I thrusted my axe into the snow and took in the views. AMAZING!
My dad arrived about 10 minutes later, and we took our victory shots.
Descending From The Summit
At about 4:30 we began the long journey back to the car. About halfway back to our packs, we met another climber and told him that he was close to the summit. We reached our packs, and hoisted them back on. I then felt like another
new man. Aw, how I hated putting that pack on. We followed the ridge until we found our designated descented snow gully. It was so late in the day that the summit cast a shadow over the snow, making it firmer and safer.
I Fall Behind As We Descend The Snow Chute
We soon found ourselves back on the trail, and the climber caught up with us, after some talking, he took off ahead of us. We traversed back across the snowfields, which weren't too bad, since the snow was nice and firm.
Descending Across The Last Snowfield
I have a habbit of dragging on the descent, and this climb was no different. We finally reached the trail where there is no snow on it.
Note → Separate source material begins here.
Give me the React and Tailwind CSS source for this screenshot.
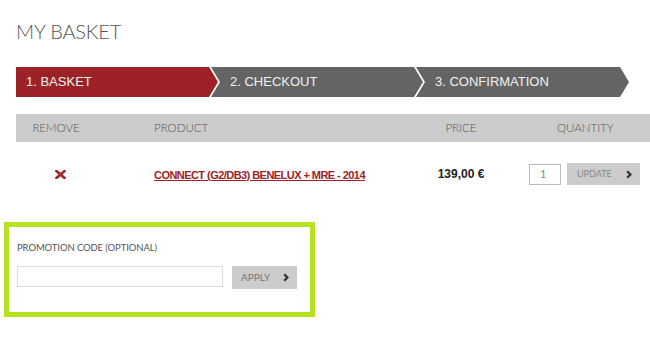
import React from "react";

const Chevron = () => (
  <svg width="6" height="9" viewBox="0 0 6 9" className="block">
    <polyline points="1.2,1.2 4.4,4.5 1.2,7.8" fill="none" stroke="#333" strokeWidth="2.3" />
  </svg>
);

export default function App() {
  return (
    <div className="w-[650px] h-[347px] bg-white overflow-hidden relative" style={{ fontFamily: "Lato, 'Liberation Sans', sans-serif" }}>
      <div className="pl-[16px]">
        <h1 className="pt-[19px] text-[20px] leading-[24px] font-light text-[#555] tracking-[-0.2px]">MY BASKET</h1>

        <div className="mt-[24px] flex h-[30px] text-[13px] text-[#f2f2f2]" style={{ fontFamily: "'Liberation Sans', Arial, sans-serif" }}>
          <div className="w-[202px] h-full bg-[#9c2227] flex items-center pl-[10px] [clip-path:polygon(0_0,calc(100%-9px)_0,100%_50%,calc(100%-9px)_100%,0_100%)]">
            1. BASKET
          </div>
          <div className="w-[212px] -ml-[7px] h-full bg-[#646464] flex items-center pl-[19px] [clip-path:polygon(0_0,calc(100%-9px)_0,100%_50%,calc(100%-9px)_100%,0_100%,9px_50%)]">
            2. CHECKOUT
          </div>
          <div className="w-[213px] -ml-[7px] h-full bg-[#646464] flex items-center pl-[19px] [clip-path:polygon(0_0,calc(100%-9px)_0,100%_50%,calc(100%-9px)_100%,0_100%,9px_50%)]">
            3. CONFIRMATION
          </div>
        </div>

        <div className="mt-[17px] flex h-[28px] items-center bg-[#cccccc] text-[11.5px] text-[#555] font-light">
          <div className="w-[80px] text-center">REMOVE</div>
          <div className="w-[315px] pl-[58px]">PRODUCT</div>
          <div className="w-[100px] text-center">PRICE</div>
          <div className="flex-1 pl-[46px]">QUANTITY</div>
        </div>

        <div className="flex h-[64px] items-center">
          <div className="w-[80px] flex justify-center pl-[8px]">
            <svg width="11" height="9" viewBox="0 0 11 9" className="block">
              <path d="M1.5 1 L9.5 8 M9.5 1 L1.5 8" stroke="#a3232a" strokeWidth="2.6" strokeLinecap="square" />
            </svg>
          </div>
          <div className="w-[315px] pl-[58px] -mt-[2px]">
            <a className="text-[11px] font-bold text-[#9c2227] underline tracking-[-0.55px]" style={{ fontFamily: "'Liberation Sans', Arial, sans-serif" }}>
              CONNECT (G2/DB3) BENELUX + MRE - 2014
            </a>
          </div>
          <div className="w-[100px] text-center text-[12px] font-bold text-[#222]" style={{ fontFamily: "'Liberation Sans', Arial, sans-serif" }}>
            139,00 €
          </div>
          <div className="flex-1 flex items-center pl-[18px] gap-[6px]">
            <div className="w-[32px] h-[21px] border border-[#bbb] text-[11px] text-[#888] flex items-center pl-[10px]">1</div>
            <div className="w-[73px] h-[22px] bg-[#cccccc] flex items-center pl-[10px] pr-[8px] justify-between text-[9px] text-[#888]">
              <span>UPDATE</span>
              <Chevron />
            </div>
          </div>
        </div>
      </div>

      <div className="mt-[16px] ml-[4px] w-[311px] h-[95px] border-[5px] border-[#b8e221] pl-[8px] pt-[15px]">
        <div className="text-[9.5px] leading-[12px] text-[#555] tracking-[-0.1px]">PROMOTION CODE (OPTIONAL)</div>
        <div className="mt-[12px] flex items-start gap-[9px]">
          <div className="w-[206px] h-[21px] border border-[#dddddd]" />
          <div className="w-[65px] h-[23px] bg-[#cccccc] flex items-center justify-between pl-[9px] pr-[8px] text-[10px] text-[#777]">
            <span>APPLY</span>
            <Chevron />
          </div>
        </div>
      </div>
    </div>
  );
}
I was absolutely wasted and my Dad had to coax me to go faster. I was really dragging as we descended into the trees, but after we crossed the avalanche chute, I was to tired to hurt anymore.
We got closer and closer to the towers, and I has only about 5 feet behind my Dad. I was to the point where I was just moving, like a machine. It is hard to explain, but I'm sure you all know what I am talking about. We finally reached the jeep and I threw my pack off in exasperation. Finally done! The sun was setting and we loaded into the jeep. I love the feeling of putting on my pair of slippers and getting into the jeep at the end of a climb. Then began the long drive home. I kept telling my Dad that I wasn't going to school the next day, but sure enough I was in CHS the next day.
A Tired James Finally Done
I recieved an enduring scar from my climb of Mt Princeton. Apparently I have no skill of putting on sun block, and I recieved big splotches of sun burn on my face and neck. Now I am known as "Patches" at my school. What can you do?